America’s Top Responsible Companies (ESGs/CSRs)
Consumers are becoming increasingly more thoughtful about the brands they support and buy from. In the U.S. and UK, 68% of online consumers might stop buying from a brand with weak corporate responsibility (CSR) practices.
Because of this, companies need to ensure their corporate social responsibility (CSR) initiatives are well-designed, known, and appreciated. Companies understand it’s no longer just the right thing to do.
As demand for transparency and corporate responsibility escalates, responsible practices are transitioning from a nice-to-have to a need-to-have.
Organizations need to act and transform. Social Rating practices are growing, and international standards and certifications are widespread.

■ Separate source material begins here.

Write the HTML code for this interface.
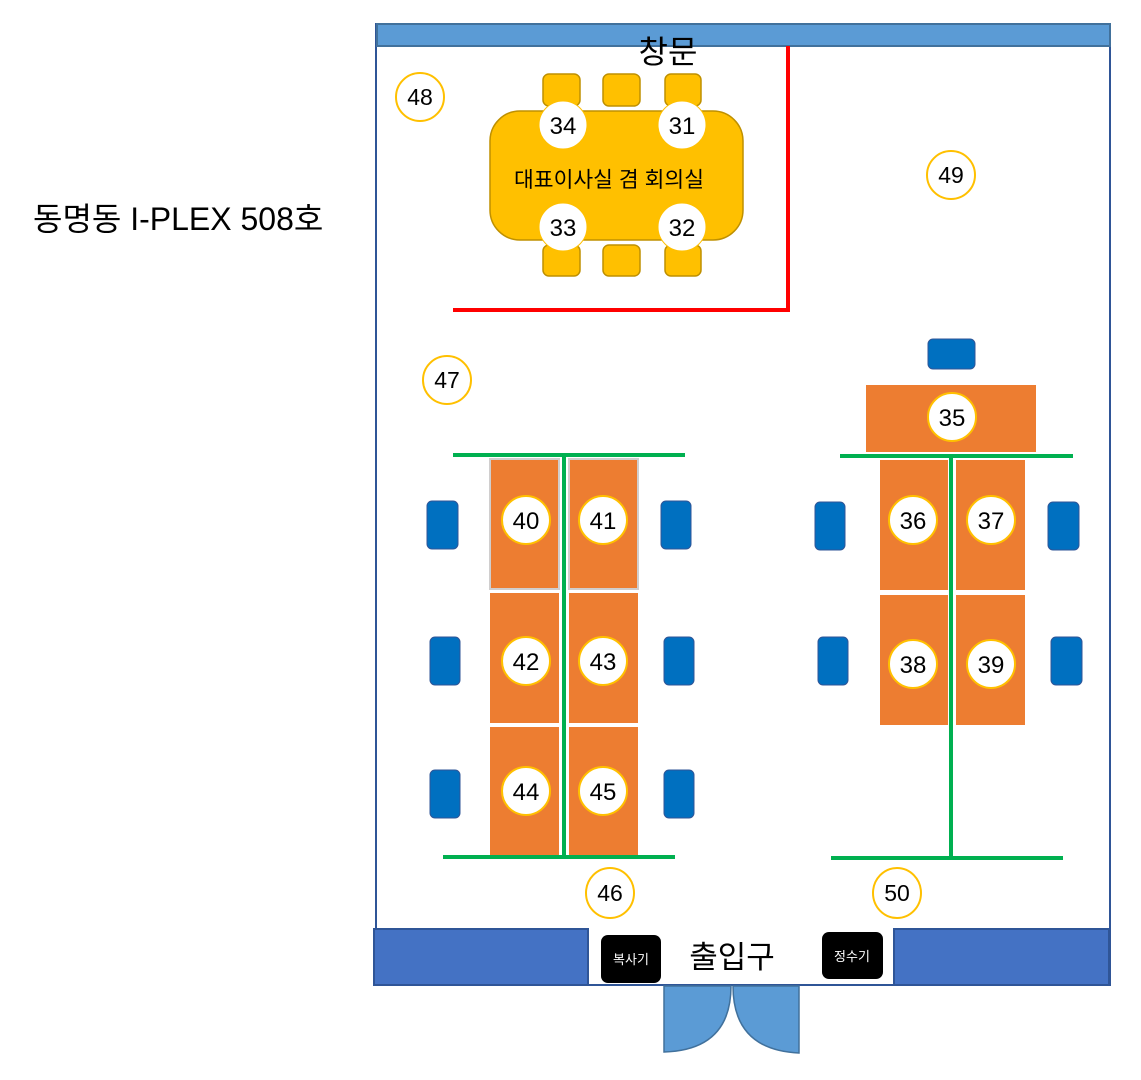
<!DOCTYPE html>
<html><head><meta charset="utf-8"><style>
html,body{margin:0;padding:0;background:#fff;}
svg{display:block;}
text{font-family:"Liberation Sans","Noto Sans CJK KR",sans-serif;fill:#000;}
</style></head><body>
<svg width="1141" height="1080" viewBox="0 0 1141 1080" xmlns="http://www.w3.org/2000/svg">
<rect x="376" y="24" width="734" height="961" fill="#fff" stroke="#2f5597" stroke-width="2"/>
<rect x="377" y="24" width="733" height="22" fill="#5b9bd5" stroke="#41719c" stroke-width="2"/>
<text x="668" y="63" font-size="32" text-anchor="middle">창문</text>
<text x="33" y="230" font-size="32">동명동 I-PLEX 508호</text>
<path d="M788 46 V310 H453" fill="none" stroke="#ff0000" stroke-width="4"/>
<g fill="#ffc000" stroke="#bf9000" stroke-width="1.5">
<rect x="543" y="74" width="37" height="32" rx="6"/>
<rect x="603" y="74" width="37" height="32" rx="6"/>
<rect x="665" y="74" width="36" height="32" rx="6"/>
<rect x="543" y="245" width="37" height="31" rx="6"/>
<rect x="603" y="245" width="37" height="31" rx="6"/>
<rect x="665" y="245" width="36" height="31" rx="6"/>
<rect x="490" y="111" width="253" height="129" rx="30"/>
</g>
<text x="609" y="187" font-size="21.5" text-anchor="middle">대표이사실 겸 회의실</text>
<g fill="#fff" stroke="#ffc000" stroke-width="1">
<circle cx="563" cy="125" r="24"/><circle cx="682" cy="125" r="24"/>
<circle cx="563" cy="227" r="24"/><circle cx="682" cy="227" r="24"/>
</g>
<g font-size="24" text-anchor="middle">
<text x="563" y="134">34</text><text x="682" y="134">31</text>
<text x="563" y="236">33</text><text x="682" y="236">32</text>
</g>
<g fill="#fff" stroke="#ffc000" stroke-width="2">
<circle cx="420" cy="97" r="24"/><circle cx="951" cy="175" r="24"/>
<circle cx="447" cy="380" r="24"/>
<ellipse cx="610" cy="893" rx="24" ry="25"/><ellipse cx="897" cy="893" rx="24" ry="25"/>
</g>
<g font-size="23" text-anchor="middle">
<text x="420" y="105">48</text><text x="951" y="183">49</text><text x="447" y="388">47</text>
<text x="610" y="901">46</text><text x="897" y="901">50</text>
</g>
<g fill="#ed7d31">
<rect x="490" y="459" width="69" height="130" stroke="#d0cece" stroke-width="2"/>
<rect x="569" y="459" width="69" height="130" stroke="#d0cece" stroke-width="2"/>
<rect x="490" y="593" width="69" height="130"/><rect x="569" y="593" width="69" height="130"/>
<rect x="490" y="727" width="69" height="130"/><rect x="569" y="727" width="69" height="130"/>
</g>
<g stroke="#00b050" stroke-width="4">
<line x1="453" y1="455" x2="685" y2="455"/>
<line x1="564" y1="455" x2="564" y2="857"/>
<line x1="443" y1="857" x2="675" y2="857"/>
</g>
<rect x="866" y="385" width="170" height="67" fill="#ed7d31"/>
<g fill="#ed7d31">
<rect x="880" y="460" width="68" height="130"/><rect x="956" y="460" width="69" height="130"/>
<rect x="880" y="595" width="68" height="130"/><rect x="956" y="595" width="69" height="130"/>
</g>
<g stroke="#00b050" stroke-width="4">
<line x1="840" y1="456" x2="1073" y2="456"/>
<line x1="951" y1="456" x2="951" y2="857"/>
<line x1="831" y1="858" x2="1063" y2="858"/>
</g>
<g fill="#fff" stroke="#ffc000" stroke-width="2">
<circle cx="526" cy="520" r="24"/><circle cx="603" cy="520" r="24"/>
<circle cx="526" cy="661" r="24"/><circle cx="603" cy="661" r="24"/>
<circle cx="526" cy="791" r="24"/><circle cx="603" cy="791" r="24"/>
<circle cx="952" cy="417" r="24"/>
<circle cx="913" cy="520" r="24"/><circle cx="991" cy="520" r="24"/>
<circle cx="913" cy="664" r="24"/><circle cx="991" cy="664" r="24"/>
</g>
<g font-size="24" text-anchor="middle">
<text x="526" y="529">40</text><text x="603" y="529">41</text>
<text x="526" y="670">42</text><text x="603" y="670">43</text>
<text x="526" y="800">44</text><text x="603" y="800">45</text>
<text x="952" y="426">35</text>
<text x="913" y="529">36</text><text x="991" y="529">37</text>
<text x="913" y="673">38</text><text x="991" y="673">39</text>
</g>
<g fill="#0070c0" stroke="#2f5597" stroke-width="1">
<rect x="427" y="501" width="31" height="48" rx="5"/>
<rect x="430" y="637" width="30" height="48" rx="5"/>
<rect x="430" y="770" width="30" height="48" rx="5"/>
<rect x="661" y="501" width="30" height="48" rx="5"/>
<rect x="664" y="637" width="30" height="48" rx="5"/>
<rect x="664" y="770" width="30" height="48" rx="5"/>
<rect x="928" y="339" width="47" height="30" rx="5"/>
<rect x="815" y="502" width="30" height="48" rx="5"/>
<rect x="818" y="637" width="30" height="48" rx="5"/>
<rect x="1048" y="502" width="31" height="48" rx="5"/>
<rect x="1051" y="637" width="31" height="48" rx="5"/>
</g>
<rect x="374" y="929" width="214" height="56" fill="#4472c4" stroke="#2f5597" stroke-width="2"/>
<rect x="894" y="929" width="215" height="56" fill="#4472c4" stroke="#2f5597" stroke-width="2"/>
<rect x="601" y="935" width="60" height="48" rx="7" fill="#000"/>
<rect x="822" y="932" width="61" height="47" rx="7" fill="#000"/>
<text x="631" y="964" font-size="13" text-anchor="middle" style="fill:#fff">복사기</text>
<text x="852" y="961" font-size="13" text-anchor="middle" style="fill:#fff">정수기</text>
<text x="732" y="968" font-size="31" text-anchor="middle">출입구</text>
<g fill="#5b9bd5" stroke="#41719c" stroke-width="1.5">
<path d="M664 986 H731 Q731 1050 664 1052 Z"/>
<path d="M799 986 H733 Q733 1050 799 1053 Z"/>
</g>
</svg>
</body></html>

In 2021, Newsweek and Statista prepared a list of the 20 most responsible American companies, using a methodology that included a pre-screening, an in-depth CSR document review, and a consumer survey.
However, with such hype over CSRs and ESGs, it is advisable to watch out for possible “greenwashing” and “social washing” cases.
While I welcome the growing attention and interest in Impact Finance Investing, I understand Damodaran’s skepticism over ESG Investing and Tariq Fancy’s Confession of a Sustainable Investor. Consumers and investors need to go beyond social ratings or take them with a grain of salt. After all,
when a measure becomes a target, it ceases to be a good measure (Marilyn Strathern).